Songs You Should Know: Mr. Lif (feat. Blacastan) – “Whizdom”

It’s difficult to imagine that Mr. Lif, longtime principal of Boston’s indie hip hop scene, might remain silent during one of the most turbulent election seasons in recent memory. Mr. Lif’s group with Akrobatic and DJ Fakts One, the Perceptionists, released Black Dialogue over a decade ago. That record’s trenchant denunciation of the Bush administration continues to resonate for indie hip hop fans. Some of Mr. Lif’s peers — particularly El-P and Killer Mike in Run the Jewels — have been outspoken and present recently, but the Boston MC has remained more low-key. Outside of the occasional appearance with Thievery Corporation, Mr. Lif has maintained a low profile over the past half decade.
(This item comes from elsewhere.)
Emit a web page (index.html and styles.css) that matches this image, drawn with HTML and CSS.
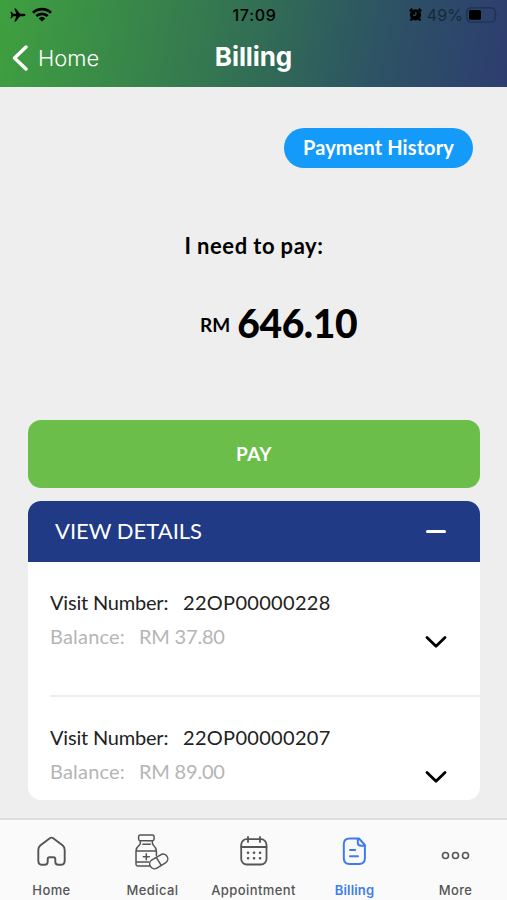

Word came via Twitter  just a few weeks ago that Mr. Lif’s first solo record in seven years, Don’t Look Down, drops this coming April. For those of us waiting for new work from one of Boston’s foremost MCs, it was satisfying news.

The tone of the new album’s lead single “Whizdom” is not as strident as Mr. Lif’s more politically incisive work like “Memorial Day,” from Black Dialogue. But the new track reflects a wizened MC on the north end of thirty-five. A hypnotic calliopean groove clops quickly to open the piece, countered by Mr. Lif’s sluggish flow. The verse unfolds in surrealistic imagery of unsutured wounds falling open for spirits to infiltrate Lif’s present day, delving into the trippy soundscape of producer Edan’s beat. But the verse plays out as a testament to Lif’s knowledge and self-discovery, as “Questions of ‘how’ accumulate like sweat on your brow.” Mr. Lif has turned inward, but he’s as sharp, resonant, and as deliberate as ever.

Hartford, CT’s preeminent MC Blacastan closes the track with a guest spot. The ranging references of Blacastan’s verse reach out, as lines like “the vaccine enters your bloodstream through headphone cords,” puts the onus on the listener, placing Lif’s soul-searching in relief. In that way, Blacastan leads us home. In 2005, the Perceptionists asked the president what he was doing to better the world, but in 2016 Lif suggests the questions are better addressed at ourselves.